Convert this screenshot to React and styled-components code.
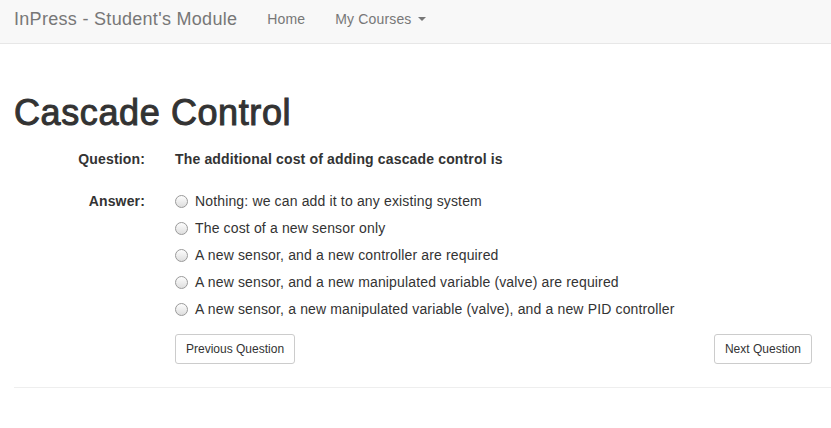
import React, { useState } from "react";
import styled, { createGlobalStyle } from "styled-components";

const GlobalStyle = createGlobalStyle`
  body {
    margin: 0;
    font-family: "Liberation Sans", Arial, sans-serif;
    font-size: 14px;
    line-height: 20px;
    color: #333333;
    background: #ffffff;
    overflow: hidden;
  }
`;

const NAVBAR = styled.nav`
  display: flex;
  align-items: center;
  height: 43px;
  box-sizing: content-box;
  background-color: #f8f8f8;
  border-bottom: 1px solid #e7e7e7;
  padding-left: 14px;
  & > * {
    margin-top: -6px;
  }
`;

const BRAND = styled.a`
  font-size: 18px;
  letter-spacing: 0.3px;
  color: #777777;
  text-decoration: none;
  margin-right: 15px;
`;

const NAVLINK = styled.a`
  display: flex;
  align-items: center;
  gap: 7px;
  font-size: 14px;
  letter-spacing: 0.15px;
  color: #777777;
  text-decoration: none;
  padding: 0 15px;
`;

const CARET = styled.span`
  width: 0;
  height: 0;
  border-left: 4px solid transparent;
  border-right: 4px solid transparent;
  border-top: 4px solid #777777;
  margin-top: 1px;
`;

const CONTAINER = styled.div`
  padding-left: 14px;
`;

const H1 = styled.h1`
  font-size: 36px;
  font-weight: 500;
  line-height: 40px;
  letter-spacing: 0.6px;
  -webkit-text-stroke: 1px #333333;
  margin: 49px 0 16px;
  color: #333333;
`;

const FORM = styled.form`
  display: grid;
  grid-template-columns: 131px 1fr;
  column-gap: 30px;
  row-gap: 22px;
  margin-right: 19px;
  letter-spacing: 0.15px;
`;

const LABEL = styled.label`
  font-weight: bold;
  text-align: right;
`;

const QUESTION = styled.div`
  font-weight: bold;
`;

const OPTIONS = styled.div`
  display: flex;
  flex-direction: column;
  gap: 7px;
`;

const OPTION = styled.label`
  display: flex;
  align-items: center;
  gap: 7px;
  cursor: pointer;
`;

const RADIO = styled.input`
  appearance: none;
  box-sizing: border-box;
  margin: 0;
  width: 13px;
  height: 13px;
  border-radius: 50%;
  border: 1px solid #9a9a9a;
  background: linear-gradient(#fdfdfd, #dedede);
  cursor: pointer;
  &:checked {
    background: radial-gradient(circle, #333 0 2.5px, #fff 3px);
  }
`;

const BUTTONS = styled.div`
  display: flex;
  justify-content: space-between;
  margin-top: -7px;
  letter-spacing: 0;
`;

const BUTTON = styled.button`
  font-family: inherit;
  font-size: 12px;
  line-height: 18px;
  padding: 5px 10px;
  color: #333333;
  background-color: #ffffff;
  border: 1px solid #cccccc;
  border-radius: 3px;
  cursor: pointer;
`;

const HR = styled.hr`
  border: 0;
  border-top: 1px solid #eeeeee;
  margin: 23px 0 0;
`;

const answers = [
  "Nothing: we can add it to any existing system",
  "The cost of a new sensor only",
  "A new sensor, and a new controller are required",
  "A new sensor, and a new manipulated variable (valve) are required",
  "A new sensor, a new manipulated variable (valve), and a new PID controller",
];

const App = () => {
  const [choice, setChoice] = useState(null);

  return (
    <>
      <GlobalStyle />
      <NAVBAR>
        <BRAND href="#">InPress - Student's Module</BRAND>
        <NAVLINK href="#">Home</NAVLINK>
        <NAVLINK href="#">
          My Courses <CARET />
        </NAVLINK>
      </NAVBAR>
      <CONTAINER>
        <H1>Cascade Control</H1>
        <FORM onSubmit={(e) => e.preventDefault()}>
          <LABEL>Question:</LABEL>
          <QUESTION>The additional cost of adding cascade control is</QUESTION>
          <LABEL>Answer:</LABEL>
          <OPTIONS>
            {answers.map((a, i) => (
              <OPTION key={i}>
                <RADIO
                  type="radio"
                  name="answer"
                  checked={choice === i}
                  onChange={() => setChoice(i)}
                />
                {a}
              </OPTION>
            ))}
          </OPTIONS>
          <div />
          <BUTTONS>
            <BUTTON type="button">Previous Question</BUTTON>
            <BUTTON type="button">Next Question</BUTTON>
          </BUTTONS>
        </FORM>
        <HR />
      </CONTAINER>
    </>
  );
};

export default App;
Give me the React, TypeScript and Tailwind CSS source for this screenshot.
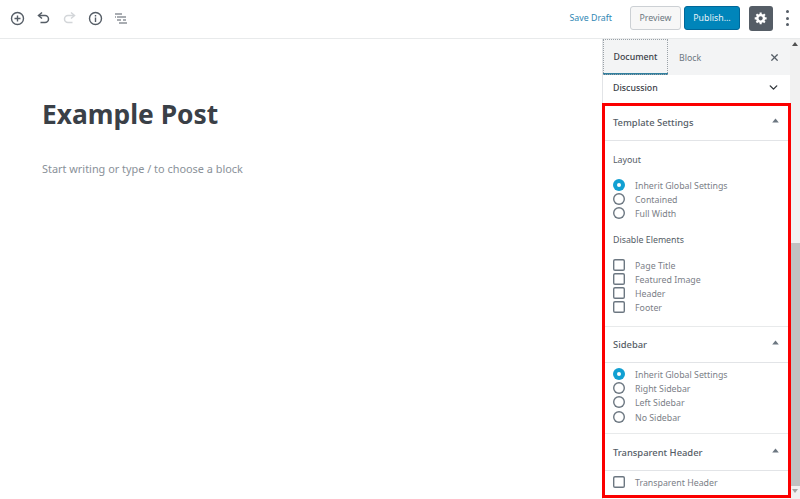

Problem statement:
All of the material above should be reproduced exactly, except the pictures.

Task response:
Convert this screenshot to React and styled-components code.
import React, { useState } from "react";
import styled, { createGlobalStyle } from "styled-components";

const GlobalStyle = createGlobalStyle`
  body {
    margin: 0;
    font-family: "Liberation Sans", Arial, sans-serif;
    font-size: 14px;
    line-height: 20px;
    color: #333333;
    background: #ffffff;
    overflow: hidden;
  }
`;

const NAVBAR = styled.nav`
  display: flex;
  align-items: center;
  height: 43px;
  box-sizing: content-box;
  background-color: #f8f8f8;
  border-bottom: 1px solid #e7e7e7;
  padding-left: 14px;
  & > * {
    margin-top: -6px;
  }
`;

const BRAND = styled.a`
  font-size: 18px;
  letter-spacing: 0.3px;
  color: #777777;
  text-decoration: none;
  margin-right: 15px;
`;

const NAVLINK = styled.a`
  display: flex;
  align-items: center;
  gap: 7px;
  font-size: 14px;
  letter-spacing: 0.15px;
  color: #777777;
  text-decoration: none;
  padding: 0 15px;
`;

const CARET = styled.span`
  width: 0;
  height: 0;
  border-left: 4px solid transparent;
  border-right: 4px solid transparent;
  border-top: 4px solid #777777;
  margin-top: 1px;
`;

const CONTAINER = styled.div`
  padding-left: 14px;
`;

const H1 = styled.h1`
  font-size: 36px;
  font-weight: 500;
  line-height: 40px;
  letter-spacing: 0.6px;
  -webkit-text-stroke: 1px #333333;
  margin: 49px 0 16px;
  color: #333333;
`;

const FORM = styled.form`
  display: grid;
  grid-template-columns: 131px 1fr;
  column-gap: 30px;
  row-gap: 22px;
  margin-right: 19px;
  letter-spacing: 0.15px;
`;

const LABEL = styled.label`
  font-weight: bold;
  text-align: right;
`;

const QUESTION = styled.div`
  font-weight: bold;
`;

const OPTIONS = styled.div`
  display: flex;
  flex-direction: column;
  gap: 7px;
`;

const OPTION = styled.label`
  display: flex;
  align-items: center;
  gap: 7px;
  cursor: pointer;
`;

const RADIO = styled.input`
  appearance: none;
  box-sizing: border-box;
  margin: 0;
  width: 13px;
  height: 13px;
  border-radius: 50%;
  border: 1px solid #9a9a9a;
  background: linear-gradient(#fdfdfd, #dedede);
  cursor: pointer;
  &:checked {
    background: radial-gradient(circle, #333 0 2.5px, #fff 3px);
  }
`;

const BUTTONS = styled.div`
  display: flex;
  justify-content: space-between;
  margin-top: -7px;
  letter-spacing: 0;
`;

const BUTTON = styled.button`
  font-family: inherit;
  font-size: 12px;
  line-height: 18px;
  padding: 5px 10px;
  color: #333333;
  background-color: #ffffff;
  border: 1px solid #cccccc;
  border-radius: 3px;
  cursor: pointer;
`;

const HR = styled.hr`
  border: 0;
  border-top: 1px solid #eeeeee;
  margin: 23px 0 0;
`;

const answers = [
  "Nothing: we can add it to any existing system",
  "The cost of a new sensor only",
  "A new sensor, and a new controller are required",
  "A new sensor, and a new manipulated variable (valve) are required",
  "A new sensor, a new manipulated variable (valve), and a new PID controller",
];

const App = () => {
  const [choice, setChoice] = useState(null);

  return (
    <>
      <GlobalStyle />
      <NAVBAR>
        <BRAND href="#">InPress - Student's Module</BRAND>
        <NAVLINK href="#">Home</NAVLINK>
        <NAVLINK href="#">
          My Courses <CARET />
        </NAVLINK>
      </NAVBAR>
      <CONTAINER>
        <H1>Cascade Control</H1>
        <FORM onSubmit={(e) => e.preventDefault()}>
          <LABEL>Question:</LABEL>
          <QUESTION>The additional cost of adding cascade control is</QUESTION>
          <LABEL>Answer:</LABEL>
          <OPTIONS>
            {answers.map((a, i) => (
              <OPTION key={i}>
                <RADIO
                  type="radio"
                  name="answer"
                  checked={choice === i}
                  onChange={() => setChoice(i)}
                />
                {a}
              </OPTION>
            ))}
          </OPTIONS>
          <div />
          <BUTTONS>
            <BUTTON type="button">Previous Question</BUTTON>
            <BUTTON type="button">Next Question</BUTTON>
          </BUTTONS>
        </FORM>
        <HR />
      </CONTAINER>
    </>
  );
};

export default App;
Give me the React, TypeScript and Tailwind CSS source for this screenshot.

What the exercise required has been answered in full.